Research

HCM_DCM_RCMCardiomyopathy is a disease of the myocardium that could be either acquired or inherited (genetic). Our lab is focused on three types of inherited cardiomyopathy: hypertrophic (HCM), dilated (DCM) and restrictive (RCM) that occur due to mutations in the MYL2 and MYL3 genes encoding for the myosin regulatory (RLC) and essential (ELC) light chains, respectively. The normal myofilament structure of the heart muscle is important for its contractile function and any alterations in myofilament architecture may trigger abnormal cardiac remodeling leading to HCM, DCM and RCM.

Myosin motor

The sarcomere is the basic contractile unit of muscle and is composed of the thick (myosin) and thin (actin) filaments.

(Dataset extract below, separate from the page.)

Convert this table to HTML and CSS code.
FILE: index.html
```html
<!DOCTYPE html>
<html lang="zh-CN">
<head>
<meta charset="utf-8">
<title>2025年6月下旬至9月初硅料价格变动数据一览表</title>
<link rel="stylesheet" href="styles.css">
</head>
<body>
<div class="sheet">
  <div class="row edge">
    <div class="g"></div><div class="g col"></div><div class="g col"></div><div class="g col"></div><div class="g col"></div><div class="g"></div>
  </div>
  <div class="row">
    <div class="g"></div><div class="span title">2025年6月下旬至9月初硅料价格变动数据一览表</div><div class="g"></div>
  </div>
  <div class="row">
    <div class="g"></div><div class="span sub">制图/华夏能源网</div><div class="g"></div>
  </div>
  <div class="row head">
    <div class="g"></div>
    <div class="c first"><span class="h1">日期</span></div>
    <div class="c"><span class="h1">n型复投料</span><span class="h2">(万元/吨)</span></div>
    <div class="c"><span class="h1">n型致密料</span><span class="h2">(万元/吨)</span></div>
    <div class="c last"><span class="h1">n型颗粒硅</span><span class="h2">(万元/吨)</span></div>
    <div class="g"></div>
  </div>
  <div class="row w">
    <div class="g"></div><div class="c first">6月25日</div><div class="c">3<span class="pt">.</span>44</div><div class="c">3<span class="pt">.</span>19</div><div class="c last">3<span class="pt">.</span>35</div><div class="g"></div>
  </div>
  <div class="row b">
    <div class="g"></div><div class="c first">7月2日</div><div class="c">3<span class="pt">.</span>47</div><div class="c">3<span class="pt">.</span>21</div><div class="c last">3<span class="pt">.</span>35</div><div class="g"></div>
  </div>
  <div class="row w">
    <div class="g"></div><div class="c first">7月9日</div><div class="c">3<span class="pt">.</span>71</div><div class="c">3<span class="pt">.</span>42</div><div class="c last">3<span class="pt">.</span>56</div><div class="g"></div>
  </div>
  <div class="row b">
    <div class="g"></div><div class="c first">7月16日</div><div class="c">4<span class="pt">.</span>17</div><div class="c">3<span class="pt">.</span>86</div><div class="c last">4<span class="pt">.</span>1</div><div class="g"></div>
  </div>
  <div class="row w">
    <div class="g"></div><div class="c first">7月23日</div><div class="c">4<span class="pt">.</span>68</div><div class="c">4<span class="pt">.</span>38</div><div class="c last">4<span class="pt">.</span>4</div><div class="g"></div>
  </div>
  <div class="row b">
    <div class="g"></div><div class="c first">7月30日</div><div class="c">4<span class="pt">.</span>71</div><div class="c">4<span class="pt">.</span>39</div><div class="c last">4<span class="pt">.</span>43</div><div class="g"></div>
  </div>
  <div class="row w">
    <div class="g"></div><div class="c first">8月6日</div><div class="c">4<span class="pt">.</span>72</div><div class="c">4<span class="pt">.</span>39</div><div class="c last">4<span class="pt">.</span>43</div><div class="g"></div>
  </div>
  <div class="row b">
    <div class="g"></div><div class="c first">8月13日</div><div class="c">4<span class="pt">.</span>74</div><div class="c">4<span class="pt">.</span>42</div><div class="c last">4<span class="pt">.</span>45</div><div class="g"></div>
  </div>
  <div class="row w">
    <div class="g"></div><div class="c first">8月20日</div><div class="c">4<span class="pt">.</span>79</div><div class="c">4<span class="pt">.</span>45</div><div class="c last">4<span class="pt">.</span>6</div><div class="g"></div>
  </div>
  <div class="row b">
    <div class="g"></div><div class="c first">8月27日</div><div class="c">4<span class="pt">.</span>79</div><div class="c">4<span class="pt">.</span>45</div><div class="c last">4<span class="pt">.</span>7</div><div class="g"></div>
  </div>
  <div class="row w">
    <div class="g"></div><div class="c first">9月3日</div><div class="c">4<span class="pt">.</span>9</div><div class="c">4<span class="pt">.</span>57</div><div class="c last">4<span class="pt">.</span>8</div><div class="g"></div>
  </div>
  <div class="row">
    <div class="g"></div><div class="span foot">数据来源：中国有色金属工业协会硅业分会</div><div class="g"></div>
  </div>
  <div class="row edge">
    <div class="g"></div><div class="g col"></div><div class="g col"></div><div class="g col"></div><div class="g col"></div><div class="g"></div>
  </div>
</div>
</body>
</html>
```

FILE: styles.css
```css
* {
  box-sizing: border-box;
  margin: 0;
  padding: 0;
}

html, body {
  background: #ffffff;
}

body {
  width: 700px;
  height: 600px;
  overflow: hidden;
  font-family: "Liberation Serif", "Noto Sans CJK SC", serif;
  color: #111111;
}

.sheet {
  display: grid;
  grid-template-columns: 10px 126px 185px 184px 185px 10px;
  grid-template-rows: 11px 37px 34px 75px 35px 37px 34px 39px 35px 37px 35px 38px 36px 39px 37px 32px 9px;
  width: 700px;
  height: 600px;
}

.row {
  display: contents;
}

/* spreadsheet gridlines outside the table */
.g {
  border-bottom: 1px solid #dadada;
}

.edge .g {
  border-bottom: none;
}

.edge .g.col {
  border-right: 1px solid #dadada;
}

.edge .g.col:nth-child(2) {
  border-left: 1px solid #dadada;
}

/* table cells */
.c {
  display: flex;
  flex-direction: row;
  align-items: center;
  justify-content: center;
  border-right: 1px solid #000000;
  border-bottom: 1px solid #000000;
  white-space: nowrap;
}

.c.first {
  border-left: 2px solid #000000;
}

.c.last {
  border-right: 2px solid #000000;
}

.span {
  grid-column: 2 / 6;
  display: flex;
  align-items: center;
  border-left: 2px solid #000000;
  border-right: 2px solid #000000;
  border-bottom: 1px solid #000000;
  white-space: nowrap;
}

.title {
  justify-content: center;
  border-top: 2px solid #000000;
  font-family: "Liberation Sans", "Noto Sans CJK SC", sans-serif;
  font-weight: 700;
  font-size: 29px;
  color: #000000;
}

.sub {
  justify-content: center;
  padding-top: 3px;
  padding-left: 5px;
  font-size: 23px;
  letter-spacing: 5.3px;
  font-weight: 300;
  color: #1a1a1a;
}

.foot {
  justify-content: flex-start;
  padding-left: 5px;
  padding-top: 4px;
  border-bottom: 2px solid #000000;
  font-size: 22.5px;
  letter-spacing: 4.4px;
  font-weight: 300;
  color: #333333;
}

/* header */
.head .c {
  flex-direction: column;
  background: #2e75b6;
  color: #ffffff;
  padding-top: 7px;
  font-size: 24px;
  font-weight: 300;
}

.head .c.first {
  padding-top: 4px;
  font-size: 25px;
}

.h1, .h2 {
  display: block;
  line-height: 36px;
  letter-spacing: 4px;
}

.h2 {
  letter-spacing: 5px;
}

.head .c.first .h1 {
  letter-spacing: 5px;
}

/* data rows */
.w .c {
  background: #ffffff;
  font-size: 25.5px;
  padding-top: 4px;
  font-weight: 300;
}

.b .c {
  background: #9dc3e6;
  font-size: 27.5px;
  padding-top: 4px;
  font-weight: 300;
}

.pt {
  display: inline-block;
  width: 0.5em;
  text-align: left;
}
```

Myosin is the major molecular motor of contraction and its interaction with actin filaments coupled with the hydrolysis of ATP leads to force production and muscle contraction. Myosin head contains the ATP and actin binding sites and the lever arm domain with the attached regulatory (RLC) and essential (ELC) light chains. An α-helical coiled-coil tail domain of myosin forms the myosin backbone and the thick filaments. The RLC binds at the distal part of the lever arm and has a cation binding site for Ca2+ or Mg2+, and the myosin light chain kinase (MLCK)-phosphorylatable Serine 15, whose phosphorylation regulates cardiac muscle contraction. The ELC is positioned closer to the myosin motor domain within the head region, and its ventricular isoform contains an N-terminal extension shown to interact with actin as well as with the MHC. The myosin lever arm domain has been proposed to amplify small conformational changes that occur in the myosin head motor domain into large movements driving the sliding of the thick and thin filaments and muscle contraction. Hence, any mutation in either RLC or ELC may obstruct the function of the lever arm and influence the myosin motor function and thus affect cardiac muscle contraction leading to cardiomyopathy. Our lab is interested in studying the molecular determinants of HCM, DCM and RCM using a combination of molecular biology, X-ray, proteomic and physiological approaches to study the underlying mechanisms of cardiomyopathy.  We measure contractile force in papillary muscle fibers from transgenic mice, myosin ATPase activity, myofilament calcium sensitivity, cross-bridge kinetics, and other contractile parameters.  We perform fluorescence spectroscopy experiments monitoring the effects of RLC or ELC mutations on the mechanical and biophysical properties of myosin.  We study the effect of cardiomyopathy mutations on the structure of myocardium and sarcomere lattice spacing using small angle X-ray diffraction methods at Advance Photon Source, Argonne National Laboratory, Chicago, IL. Transgenic mouse hearts are also tested in vivo by echocardiography and invasive hemodynamics to determine the effect of mutations on heart function and potential development of a hypertrophic phenotype.